▸ EXTRACTED INFORMATION:
* start *

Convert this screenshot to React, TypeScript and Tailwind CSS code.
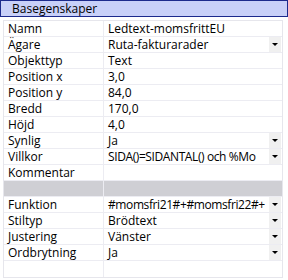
const rows: { label: string; value: string; dropdown?: boolean; gray?: boolean; tight?: boolean }[] = [
  { label: 'Namn', value: 'Ledtext-momsfrittEU' },
  { label: 'Ägare', value: 'Ruta-fakturarader', dropdown: true },
  { label: 'Objekttyp', value: 'Text' },
  { label: 'Position x', value: '3,0' },
  { label: 'Position y', value: '84,0' },
  { label: 'Bredd', value: '170,0' },
  { label: 'Höjd', value: '4,0' },
  { label: 'Synlig', value: 'Ja', dropdown: true },
  { label: 'Villkor', value: 'SIDA()=SIDANTAL() och %Mo', dropdown: true, tight: true },
  { label: 'Kommentar', value: '' },
  { label: '', value: '', gray: true },
  { label: 'Funktion', value: '#momsfri21#+#momsfri22#+', dropdown: true, tight: true },
  { label: 'Stiltyp', value: 'Brödtext', dropdown: true },
  { label: 'Justering', value: 'Vänster', dropdown: true },
  { label: 'Ordbrytning', value: 'Ja', dropdown: true },
  { label: '', value: '' },
];

export default function App() {
  return (
    <div className="w-[288px] h-[280px] bg-white text-black text-[12px] leading-[15px] overflow-hidden" style={{ fontFamily: '"Open Sans", "DejaVu Sans", sans-serif' }}>
      <div className="h-[17px] border border-[#1c2a8c] bg-[#c8d0f8] pl-[11px] flex items-center">
        Basegenskaper
      </div>
      <div className="ml-[3px] mt-[3px] w-[280px] border border-[#e6e6ec]">
        {rows.map((r, i) => (
          <div
            key={i}
            className={`flex h-[16px] border-b border-[#ececf2] last:border-b-0 ${r.gray ? 'bg-[#cfcfd4]' : ''}`}
          >
            <div className="w-[100px] shrink-0 border-r border-[#ececf2] pl-[4px] whitespace-nowrap overflow-hidden">
              {r.label}
            </div>
            <div className="flex-1 flex min-w-0 pl-[4px] pr-[1px]">
              <div className={`flex-1 min-w-0 whitespace-nowrap ${r.tight ? 'tracking-[-0.4px]' : ''}`}>{r.value}</div>
              {r.dropdown && (
                <div className="w-[12px] h-[15px] bg-[#f0f0f0] flex items-center justify-center shrink-0 ml-[2px]">
                  <div className="w-0 h-0 border-l-[3px] border-r-[3px] border-t-[3px] border-l-transparent border-r-transparent border-t-black" />
                </div>
              )}
            </div>
          </div>
        ))}
      </div>
    </div>
  );
}
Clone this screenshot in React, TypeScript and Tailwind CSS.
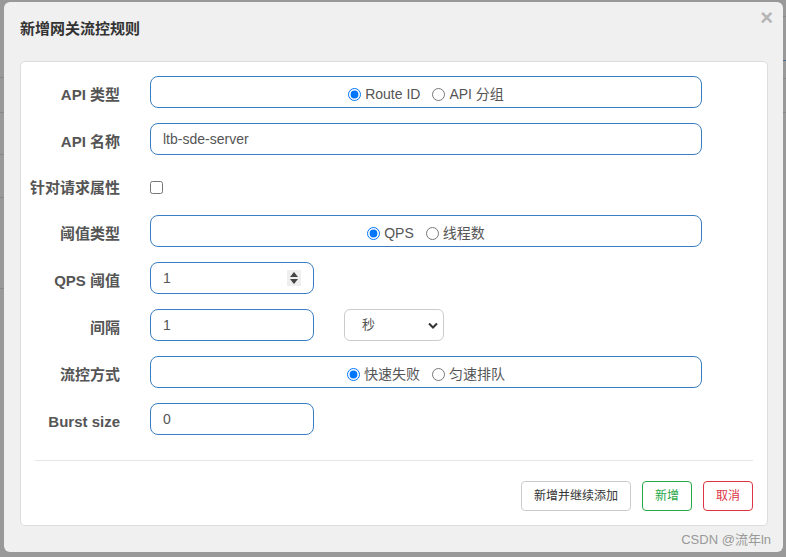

* end *

▸ WHAT THIS TASK INVOLVES: Reproduce each entry verbatim, excluding any embedded images.

▸ SOLUTION:
Convert this screenshot to React, TypeScript and Tailwind CSS code.
const rows: { label: string; value: string; dropdown?: boolean; gray?: boolean; tight?: boolean }[] = [
  { label: 'Namn', value: 'Ledtext-momsfrittEU' },
  { label: 'Ägare', value: 'Ruta-fakturarader', dropdown: true },
  { label: 'Objekttyp', value: 'Text' },
  { label: 'Position x', value: '3,0' },
  { label: 'Position y', value: '84,0' },
  { label: 'Bredd', value: '170,0' },
  { label: 'Höjd', value: '4,0' },
  { label: 'Synlig', value: 'Ja', dropdown: true },
  { label: 'Villkor', value: 'SIDA()=SIDANTAL() och %Mo', dropdown: true, tight: true },
  { label: 'Kommentar', value: '' },
  { label: '', value: '', gray: true },
  { label: 'Funktion', value: '#momsfri21#+#momsfri22#+', dropdown: true, tight: true },
  { label: 'Stiltyp', value: 'Brödtext', dropdown: true },
  { label: 'Justering', value: 'Vänster', dropdown: true },
  { label: 'Ordbrytning', value: 'Ja', dropdown: true },
  { label: '', value: '' },
];

export default function App() {
  return (
    <div className="w-[288px] h-[280px] bg-white text-black text-[12px] leading-[15px] overflow-hidden" style={{ fontFamily: '"Open Sans", "DejaVu Sans", sans-serif' }}>
      <div className="h-[17px] border border-[#1c2a8c] bg-[#c8d0f8] pl-[11px] flex items-center">
        Basegenskaper
      </div>
      <div className="ml-[3px] mt-[3px] w-[280px] border border-[#e6e6ec]">
        {rows.map((r, i) => (
          <div
            key={i}
            className={`flex h-[16px] border-b border-[#ececf2] last:border-b-0 ${r.gray ? 'bg-[#cfcfd4]' : ''}`}
          >
            <div className="w-[100px] shrink-0 border-r border-[#ececf2] pl-[4px] whitespace-nowrap overflow-hidden">
              {r.label}
            </div>
            <div className="flex-1 flex min-w-0 pl-[4px] pr-[1px]">
              <div className={`flex-1 min-w-0 whitespace-nowrap ${r.tight ? 'tracking-[-0.4px]' : ''}`}>{r.value}</div>
              {r.dropdown && (
                <div className="w-[12px] h-[15px] bg-[#f0f0f0] flex items-center justify-center shrink-0 ml-[2px]">
                  <div className="w-0 h-0 border-l-[3px] border-r-[3px] border-t-[3px] border-l-transparent border-r-transparent border-t-black" />
                </div>
              )}
            </div>
          </div>
        ))}
      </div>
    </div>
  );
}
Clone this screenshot in React, TypeScript and Tailwind CSS.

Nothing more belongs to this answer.